A typical, ULEV currently in production emits no more than about 1 part per million (ppm) of hydrocarbon once the catalytic converter has reached its operating temperature. The above-described conventional methods of dispensing a given mass of gas are not capable of accurately and repeatably creating a gas having a concentration of 1 ppm of hydrocarbon, and therefore are not capable of simulating the exhaust gas concentration of an ULEV or SULEV. Furthermore, the conventional methods described above are not capable of delivering a mass of gas which is low enough to result in the gas having a very low concentration, which is hereby defined to be below about 20 ppm, in a reasonably small volume. More particularly, most emissions testing laboratories use a CFO to dispense propane at room temperature. As described above, the critical flow rate of a CFO is determined in part by the ratio of the absolute static pressure at the nozzle inlet to the ambient temperature. For a given nozzle, this ratio must be kept above a predetermined minimum to maintain the critical flow. Emissions testing is typically performed at room temperature. Therefore, the only remaining variable for a given nozzle is its inlet pressure. Because of the low concentrations of undesirable gases emitted from ULEVs and SULEVs, simulating the exhaust of such a vehicle or filling a SHED with a gas having such a low concentration requires a very low flow rate from the CFO. Thus, either a smaller nozzle must be used or the inlet pressure must be reduced. The use of a smaller diameter nozzle is limited by machining tolerances. The use of an inlet pressure that is low enough to achieve such a low concentration of a component gas results in the ratio of pressure to temperature falling below the minimum ratio at which the flow rate through the CFO is predicted by the sonic principle. Thus, a CFO based on the sonic principle is not capable of injecting into a system or sealed enclosure a mass of gas which is small enough such that the gas will have a very low concentration. Therefore, a CFO is of little, if any, practical use in creating a gas having a concentration low enough to be of practical application in the testing and/or calibration of equipment intended for the measurement of emissions from a ULEVs and SULEVs.
The code of federal regulations requires that emissions testing laboratories perform a quality check on the equipment used in testing emissions.
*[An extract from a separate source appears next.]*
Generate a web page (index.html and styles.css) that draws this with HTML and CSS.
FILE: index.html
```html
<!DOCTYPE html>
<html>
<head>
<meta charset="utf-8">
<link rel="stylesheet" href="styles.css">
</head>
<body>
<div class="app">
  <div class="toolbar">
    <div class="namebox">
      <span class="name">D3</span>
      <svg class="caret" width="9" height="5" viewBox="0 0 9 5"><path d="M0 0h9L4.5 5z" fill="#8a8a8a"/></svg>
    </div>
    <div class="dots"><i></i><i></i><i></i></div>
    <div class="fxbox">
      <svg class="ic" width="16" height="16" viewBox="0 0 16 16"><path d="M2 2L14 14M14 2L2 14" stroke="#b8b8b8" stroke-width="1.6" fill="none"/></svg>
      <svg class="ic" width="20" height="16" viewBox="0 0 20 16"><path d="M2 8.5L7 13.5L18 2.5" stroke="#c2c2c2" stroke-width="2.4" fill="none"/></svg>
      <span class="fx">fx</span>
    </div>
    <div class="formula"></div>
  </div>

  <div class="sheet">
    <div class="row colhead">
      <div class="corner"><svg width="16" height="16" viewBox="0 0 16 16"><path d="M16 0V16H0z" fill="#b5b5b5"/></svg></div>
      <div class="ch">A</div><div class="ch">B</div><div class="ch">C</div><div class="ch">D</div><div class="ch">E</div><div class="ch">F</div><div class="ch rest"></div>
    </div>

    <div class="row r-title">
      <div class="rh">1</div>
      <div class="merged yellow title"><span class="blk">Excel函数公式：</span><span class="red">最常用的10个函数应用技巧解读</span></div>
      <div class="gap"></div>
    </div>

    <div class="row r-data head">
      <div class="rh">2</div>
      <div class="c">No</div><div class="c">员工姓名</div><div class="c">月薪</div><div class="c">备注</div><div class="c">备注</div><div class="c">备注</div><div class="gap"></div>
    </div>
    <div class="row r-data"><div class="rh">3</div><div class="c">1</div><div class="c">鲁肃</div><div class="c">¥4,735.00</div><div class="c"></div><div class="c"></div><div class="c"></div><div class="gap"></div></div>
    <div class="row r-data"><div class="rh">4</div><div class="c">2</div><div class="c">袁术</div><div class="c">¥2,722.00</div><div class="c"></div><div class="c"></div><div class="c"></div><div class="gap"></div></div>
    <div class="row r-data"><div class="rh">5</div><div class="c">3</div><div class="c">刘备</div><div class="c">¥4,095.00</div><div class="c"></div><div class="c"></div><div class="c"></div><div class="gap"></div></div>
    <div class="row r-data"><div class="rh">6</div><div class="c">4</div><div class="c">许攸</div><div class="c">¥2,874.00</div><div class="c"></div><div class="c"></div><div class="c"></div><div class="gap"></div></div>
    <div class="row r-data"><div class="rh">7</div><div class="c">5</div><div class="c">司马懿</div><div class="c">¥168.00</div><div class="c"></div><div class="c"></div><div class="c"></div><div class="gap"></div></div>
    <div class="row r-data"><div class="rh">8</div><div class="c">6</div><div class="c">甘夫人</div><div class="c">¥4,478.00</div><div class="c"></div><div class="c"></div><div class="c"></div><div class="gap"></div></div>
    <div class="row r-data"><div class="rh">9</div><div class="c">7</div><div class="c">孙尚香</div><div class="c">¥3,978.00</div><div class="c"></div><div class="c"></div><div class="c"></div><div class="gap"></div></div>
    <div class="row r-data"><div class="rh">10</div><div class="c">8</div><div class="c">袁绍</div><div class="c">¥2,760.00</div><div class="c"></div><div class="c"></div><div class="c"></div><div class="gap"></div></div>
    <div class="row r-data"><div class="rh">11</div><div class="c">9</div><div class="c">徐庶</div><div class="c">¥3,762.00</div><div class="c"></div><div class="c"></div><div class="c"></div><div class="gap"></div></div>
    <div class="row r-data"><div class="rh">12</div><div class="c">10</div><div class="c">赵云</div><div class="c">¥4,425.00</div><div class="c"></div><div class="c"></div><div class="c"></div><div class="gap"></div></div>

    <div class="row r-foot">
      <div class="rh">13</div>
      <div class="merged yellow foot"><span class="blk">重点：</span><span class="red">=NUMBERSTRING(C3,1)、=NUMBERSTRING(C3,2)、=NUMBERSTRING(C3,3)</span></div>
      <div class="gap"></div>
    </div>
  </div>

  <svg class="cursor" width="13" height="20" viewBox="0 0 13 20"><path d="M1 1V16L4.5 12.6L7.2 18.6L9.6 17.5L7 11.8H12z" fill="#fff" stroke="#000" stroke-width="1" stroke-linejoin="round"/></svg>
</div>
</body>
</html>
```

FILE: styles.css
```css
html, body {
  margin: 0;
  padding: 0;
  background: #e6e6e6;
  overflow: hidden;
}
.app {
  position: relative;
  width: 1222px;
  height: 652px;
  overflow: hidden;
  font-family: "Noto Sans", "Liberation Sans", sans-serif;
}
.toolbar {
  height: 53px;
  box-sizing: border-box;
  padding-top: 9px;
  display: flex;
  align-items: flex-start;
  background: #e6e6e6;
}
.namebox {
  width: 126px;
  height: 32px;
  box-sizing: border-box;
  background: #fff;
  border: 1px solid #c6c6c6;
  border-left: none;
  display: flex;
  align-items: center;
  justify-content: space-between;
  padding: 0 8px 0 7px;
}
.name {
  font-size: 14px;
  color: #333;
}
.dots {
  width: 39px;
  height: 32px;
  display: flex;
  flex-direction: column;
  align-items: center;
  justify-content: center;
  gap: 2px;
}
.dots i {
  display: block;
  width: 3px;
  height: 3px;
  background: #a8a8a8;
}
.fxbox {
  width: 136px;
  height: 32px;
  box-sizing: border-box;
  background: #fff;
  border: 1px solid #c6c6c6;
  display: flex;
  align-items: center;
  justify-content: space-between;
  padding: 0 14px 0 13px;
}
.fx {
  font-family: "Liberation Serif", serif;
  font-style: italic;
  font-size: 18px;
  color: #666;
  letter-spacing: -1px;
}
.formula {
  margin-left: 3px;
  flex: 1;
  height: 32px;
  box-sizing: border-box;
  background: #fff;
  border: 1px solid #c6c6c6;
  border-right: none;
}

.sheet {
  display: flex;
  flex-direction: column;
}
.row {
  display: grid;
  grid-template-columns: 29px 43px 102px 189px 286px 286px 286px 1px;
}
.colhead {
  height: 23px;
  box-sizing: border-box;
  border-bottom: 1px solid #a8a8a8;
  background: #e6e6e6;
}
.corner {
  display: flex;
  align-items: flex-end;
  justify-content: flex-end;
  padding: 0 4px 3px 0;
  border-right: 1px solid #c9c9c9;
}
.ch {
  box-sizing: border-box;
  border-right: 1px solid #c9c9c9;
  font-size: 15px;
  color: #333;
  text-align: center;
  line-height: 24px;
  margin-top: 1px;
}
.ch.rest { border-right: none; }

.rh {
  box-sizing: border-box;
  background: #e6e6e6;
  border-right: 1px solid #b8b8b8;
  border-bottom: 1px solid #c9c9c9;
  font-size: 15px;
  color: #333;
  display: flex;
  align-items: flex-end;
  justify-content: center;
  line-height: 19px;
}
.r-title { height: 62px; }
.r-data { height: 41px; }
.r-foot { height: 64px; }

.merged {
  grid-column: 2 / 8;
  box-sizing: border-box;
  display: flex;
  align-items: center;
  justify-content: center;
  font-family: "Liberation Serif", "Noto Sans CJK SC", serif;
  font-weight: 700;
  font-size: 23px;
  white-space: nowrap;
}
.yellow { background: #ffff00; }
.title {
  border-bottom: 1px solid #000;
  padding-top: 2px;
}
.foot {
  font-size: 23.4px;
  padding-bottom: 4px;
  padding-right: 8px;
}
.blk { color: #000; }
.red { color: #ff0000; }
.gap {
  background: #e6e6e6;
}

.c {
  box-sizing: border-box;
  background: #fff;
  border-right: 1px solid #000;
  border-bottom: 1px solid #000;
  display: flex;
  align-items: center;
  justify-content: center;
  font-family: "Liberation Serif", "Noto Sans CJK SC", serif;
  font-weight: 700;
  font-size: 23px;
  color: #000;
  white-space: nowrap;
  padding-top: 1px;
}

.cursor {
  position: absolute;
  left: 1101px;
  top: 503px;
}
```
This test allows for an error of plus or minus two-percent in the concentration of a gas injected into a constant volume system or SHED. When testing and/or calibrating for a gas concentration of, for example, 30 ppm in the SHED, a two-percent error constitutes an error of 0.6 ppm in the concentration of the gas injected into the constant volume system or SHED. This same 0.6 ppm error, when testing at the level of, for example, 1 ppm, constitutes sixty-percent of the 1 ppm test level.
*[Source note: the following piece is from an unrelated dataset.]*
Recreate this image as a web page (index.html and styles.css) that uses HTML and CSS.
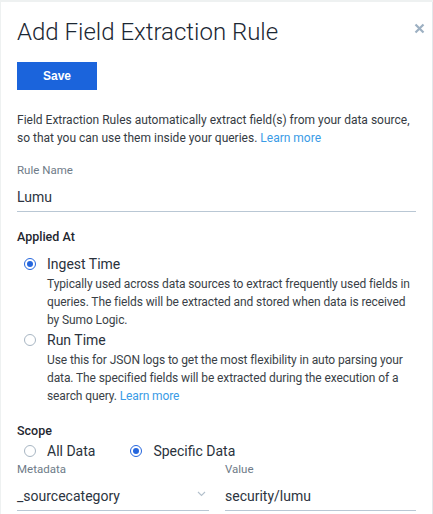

Therefore, what is needed in the art is an apparatus and method which enable the precise injection of a very low concentration of at least one gas into a system.
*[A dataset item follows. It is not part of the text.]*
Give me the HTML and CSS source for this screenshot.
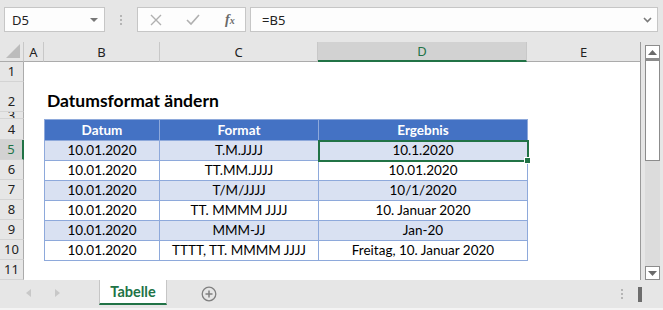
FILE: index.html
```
<!DOCTYPE html>
<html><head>
<meta charset="utf-8">
<title>Datumsformat ändern</title>
<link rel="stylesheet" href="styles.css">
</head><body>
<div class="app">
<div class="fbar">
<div class="namebox"><span>D5</span><span class="dd"></span></div>
<svg class="grip" width="3" height="11"><rect x="0" y="0" width="2" height="2" fill="#b5b5b5"/><rect x="0" y="4" width="2" height="2" fill="#b5b5b5"/><rect x="0" y="8" width="2" height="2" fill="#b5b5b5"/></svg>
<div class="fbtns">
<svg width="12" height="12"><path d="M1 1 L11 11 M11 1 L1 11" stroke="#b0b0b0" stroke-width="1.4"/></svg>
<svg width="14" height="12"><path d="M1 6 L5 10 L13 1" stroke="#b0b0b0" stroke-width="1.6" fill="none"/></svg>
<span class="fx">f<sub>x</sub></span>
</div>
<div class="finput"><span>=B5</span><svg width="9" height="6"><path d="M1 1 L4.5 4.5 L8 1" stroke="#7a7a7a" stroke-width="1.6" fill="none"/></svg></div>
</div>

<div class="main">
<div class="sheet">
<div class="colheads">
<div class="corner"><svg width="14" height="14"><path d="M14 0 L14 14 L0 14 Z" fill="#bcbcbc"/></svg></div>
<div class="ch ca">A</div>
<div class="ch cb">B</div>
<div class="ch cc">C</div>
<div class="ch cd on">D</div>
<div class="ch ce">E</div>
</div>
<div class="body">
<div class="rowheads">
<div class="rh r20">1</div>
<div class="rh r30">2</div>
<div class="rh r7"><span>3</span></div>
<div class="rh r21">4</div>
<div class="rh r20 on">5</div>
<div class="rh r20">6</div>
<div class="rh r20">7</div>
<div class="rh r20">8</div>
<div class="rh r20">9</div>
<div class="rh r20">10</div>
<div class="rh r20">11</div>
</div>
<div class="cells">
<div class="title">Datumsformat ändern</div>
<table class="data">
<colgroup><col class="wb"><col class="wc"><col class="wd"></colgroup>
<tr class="head"><th>Datum</th><th>Format</th><th>Ergebnis</th></tr>
<tr class="band"><td>10.01.2020</td><td>T.M.JJJJ</td><td class="sel">10.1.2020</td></tr>
<tr><td>10.01.2020</td><td>TT.MM.JJJJ</td><td>10.01.2020</td></tr>
<tr class="band"><td>10.01.2020</td><td>T/M/JJJJ</td><td>10/1/2020</td></tr>
<tr><td>10.01.2020</td><td>TT. MMMM JJJJ</td><td>10. Januar 2020</td></tr>
<tr class="band"><td>10.01.2020</td><td>MMM-JJ</td><td>Jan-20</td></tr>
<tr><td>10.01.2020</td><td>TTTT, TT. MMMM JJJJ</td><td>Freitag, 10. Januar 2020</td></tr>
</table>
</div>
</div>
</div>
<div class="vscroll">
<div class="sbtn"><svg width="9" height="5"><path d="M0 5 L4.5 0 L9 5 Z" fill="#6a6a6a"/></svg></div>
<div class="thumb"></div>
<div class="track"></div>
<div class="sbtn"><svg width="9" height="5"><path d="M0 0 L9 0 L4.5 5 Z" fill="#6a6a6a"/></svg></div>
</div>
</div>

<div class="tabbar">
<div class="navs">
<svg width="5" height="8"><path d="M5 0 L0 4 L5 8 Z" fill="#c8c8c8"/></svg>
<svg width="5" height="8"><path d="M0 0 L5 4 L0 8 Z" fill="#c8c8c8"/></svg>
</div>
<div class="tab">Tabelle</div>
<div class="addtab"><svg width="16" height="16"><circle cx="8" cy="8" r="6.8" stroke="#808080" stroke-width="1.3" fill="none"/><path d="M8 4.5 V11.5 M4.5 8 H11.5" stroke="#808080" stroke-width="1.5"/></svg></div>
<div class="tabright">
<svg width="3" height="11"><rect x="0" y="0" width="2" height="2" fill="#b5b5b5"/><rect x="0" y="4" width="2" height="2" fill="#b5b5b5"/><rect x="0" y="8" width="2" height="2" fill="#b5b5b5"/></svg>
<div class="hthumb"></div>
</div>
</div>
</div>
</body></html>
```

FILE: styles.css
```
body {margin: 0; background: #e6e6e6; font-family: "Noto Sans", sans-serif; overflow: hidden;}
.app {width: 663px; height: 310px; display: flex; flex-direction: column;}

/* formula bar */
.fbar {height: 42px; box-sizing: border-box; padding: 7px 0 0 4px; display: flex; align-items: flex-start;}
.namebox {width: 101px; height: 25px; box-sizing: border-box; border: 1px solid #c6c6c6; background: #fdfdfd; display: flex; align-items: center; justify-content: space-between; padding: 0 6px 0 7px; font-size: 13px; color: #222;}
.dd {width: 0; height: 0; border-left: 4px solid transparent; border-right: 4px solid transparent; border-top: 4px solid #777;}
.grip {margin: 8px 14px 0 15px;}
.fbtns {width: 109px; height: 25px; box-sizing: border-box; border: 1px solid #c6c6c6; background: #fdfdfd; display: flex; align-items: center; padding-left: 12px; gap: 24px;}
.fx {font-family: "Liberation Serif", serif; font-style: italic; font-size: 14px; color: #6a6a6a; font-weight: bold; margin-left: 1px;}
.fx sub {font-size: 10px; vertical-align: baseline;}
.finput {width: 408px; height: 25px; box-sizing: border-box; border: 1px solid #c6c6c6; background: #fdfdfd; margin-left: 4px; display: flex; align-items: center; justify-content: space-between; padding: 0 5px 0 11px; font-size: 13px; color: #222;}

/* grid */
.main {height: 238px; display: flex;}
.sheet {width: 641px; display: flex; flex-direction: column;}
.colheads {height: 20px; display: flex; font-size: 13px; color: #222;}
.corner {width: 24px; box-sizing: border-box; border-right: 1px solid #c8c8c8; border-bottom: 1px solid #ababab; display: flex; align-items: flex-end; justify-content: flex-end; padding: 0 3px 3px 0;}
.ch {box-sizing: border-box; border-right: 1px solid #c8c8c8; border-bottom: 1px solid #ababab; display: flex; align-items: center; justify-content: center;}
.ca {width: 20px;}
.cb {width: 116px;}
.cc {width: 158px;}
.cd {width: 209px;}
.ce {width: 114px; border-right: 1px solid #9a9a9a;}
.ch.on {background: #d2d2d2; color: #217346; border-bottom: 2px solid #217346;}

.body {flex: 1; display: flex;}
.rowheads {width: 24px; display: flex; flex-direction: column;}
.rh {box-sizing: border-box; border-bottom: 1px solid #d4d4d4; border-right: 1px solid #ababab; font-size: 13px; color: #222; display: flex; align-items: flex-end; justify-content: center; padding-bottom: 1px;}
.r20 {height: 20px;}
.r30 {height: 30px;}
.r7 {height: 7px; overflow: hidden; align-items: flex-start; padding: 0;}
.r7 span {display: block; height: 6px; line-height: 6px; overflow: hidden; font-size: 13px;}
.r21 {height: 21px;}
.rh.on {background: #d2d2d2; color: #217346; border-right: 2px solid #217346;}

.cells {flex: 1; background: #fff; border-right: 1px solid #9a9a9a; padding: 20px 0 0 20px;}
.title {height: 30px; box-sizing: border-box; padding: 8px 0 0 3px; font-family: Lato, sans-serif; font-weight: bold; font-size: 17.5px; color: #000;}

.data {margin-top: 7px; border-collapse: collapse; font-family: Lato, sans-serif; font-size: 13.5px; color: #000;}
.wb {width: 115px;}
.wc {width: 159px;}
.wd {width: 209px;}
.data th, .data td {border: 1px solid #8ea9db; padding: 0; text-align: center; height: 19px; line-height: 19px;}
.data th {background: #4472c4; color: #fff; font-weight: bold; height: 20px; border-color: #8ea9db;}
.data .band td {background: #d9e1f2;}
.data .sel {position: relative;}
.data .sel::after {content: ""; position: absolute; left: -1px; top: -1px; right: -2px; bottom: -2px; border: 2px solid #217346;}
.data .sel::before {content: ""; position: absolute; right: -4px; bottom: -4px; width: 5px; height: 5px; background: #217346; border: 1px solid #fff; z-index: 1;}

/* scrollbar */
.vscroll {width: 15px; margin-left: 4px; margin-top: 3px; display: flex; flex-direction: column; background: #dcdcdc;}
.sbtn {height: 14px; box-sizing: border-box; border: 1px solid #8c8c8c; background: #fff; display: flex; align-items: center; justify-content: center;}
.thumb {height: 102px; box-sizing: border-box; border: 1px solid #8c8c8c; border-top-width: 2px; background: #fff;}
.track {flex: 1;}

/* tabs */
.tabbar {height: 30px; box-sizing: border-box; border-bottom: 2px solid #f4f4f4; display: flex; align-items: flex-start;}
.navs {width: 99px; display: flex; gap: 24px; padding: 9px 0 0 26px; box-sizing: border-box;}
.tab {width: 68px; height: 25px; box-sizing: border-box; background: #fff; border-bottom: 2px solid #217346; border-left: 1px solid #c6c6c6; border-right: 1px solid #c6c6c6; color: #217346; font-family: Lato, sans-serif; font-weight: bold; font-size: 14.5px; display: flex; align-items: center; justify-content: center;}
.addtab {margin: 5px 0 0 34px;}
.tabright {margin-left: auto; display: flex; align-items: flex-start; gap: 14px; padding: 7px 21px 0 0;}
.tabright svg {margin-top: 2px;}
.hthumb {width: 4px; height: 15px; background: #6d6d6d;}
```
Furthermore, what is needed in the art is an apparatus and method which enable the precise injection of at least one gas into a system at a constant, predictable, and very low rate of flow.
Moreover, what is needed in the art is an apparatus and method which enable the precise injection of at least one gas into a closed system in approximately the same concentration as the concentration of undesirable gases contained in the exhaust flow of an ULEV and SULEV, thereby allowing testing and/or calibration of instruments intended to measure such low concentrations of gases.
Even further, what is needed in the art is an apparatus and method which enable the creation of a precise flow of a particular gas having approximately the same concentration of that particular gas as does the exhaust of an ULEV and SULEV.
The present invention provides an ultra accurate gas injection system for injecting at a precise flow rate a flow of gas into an external system, thereby producing a precise concentration of the gas in the external system.
The invention comprises, in one form thereof, an input device for inputting setpoint data including a target flow rate for the flow of gas into the system. The gas flows through a mass flow controller at an actual flow rate. The mass flow controller issues a flow rate signal indicative of at least the actual flow rate and receives a flow control signal. The mass flow controller is configured to control the actual flow rate dependent at least in part upon the flow control signal. A programmable controller is electrically connected to the input device and the mass flow controller. The programmable controller receives the setpoint data from the input device and issues the flow control signal, the flow control signal being dependent at least in part upon the target flow rate contained within the setpoint data. The programmable controller repeatedly reads the flow rate signal and compares the actual flow rate with the target flow rate. The programmable controller adjusts the flow rate signal dependent at least in part upon the comparison of the actual flow rate with the target flow rate, and is configured to adjust the flow control signal such that the actual flow rate is substantially equal to the target flow rate. The programmable controller issues an output signal dependent at least in part upon the flow rate signal. An output device is electrically connected to the programmable controller and receives the output signal. The output device indicates the actual flow rate.
An advantage of the present invention is that precise quantities of a gas are injected into an external system at a controlled flow rate. Thus, a very low concentration of gas can be injected into the external system with great accuracy.
Another advantage of the present invention is a user can inject at least one gas at a very low and accurate rate of flow, thereby achieving a very low concentration of gas in the external system.
Yet another advantage of the present invention is the flow rate of the gas into the external system can be constant or can vary in a predetermined manner as set by the user.
A further advantage of the present invention is a user can enter a time period for the injection of the gas into the external system, and the injection of gas will automatically cease upon the expiration of that time period.
A still further advantage of the present invention is the user can select and adjust the rate of flow of the gas into the external system.
An even further advantage of the present invention is that it allows testing and calibration of an instrument capable of measuring very low concentrations of gas.
Lastly, an advantage of the present invention is that it allows the injection of multiple gases at a fixed or user defined variable flow rate into an external system.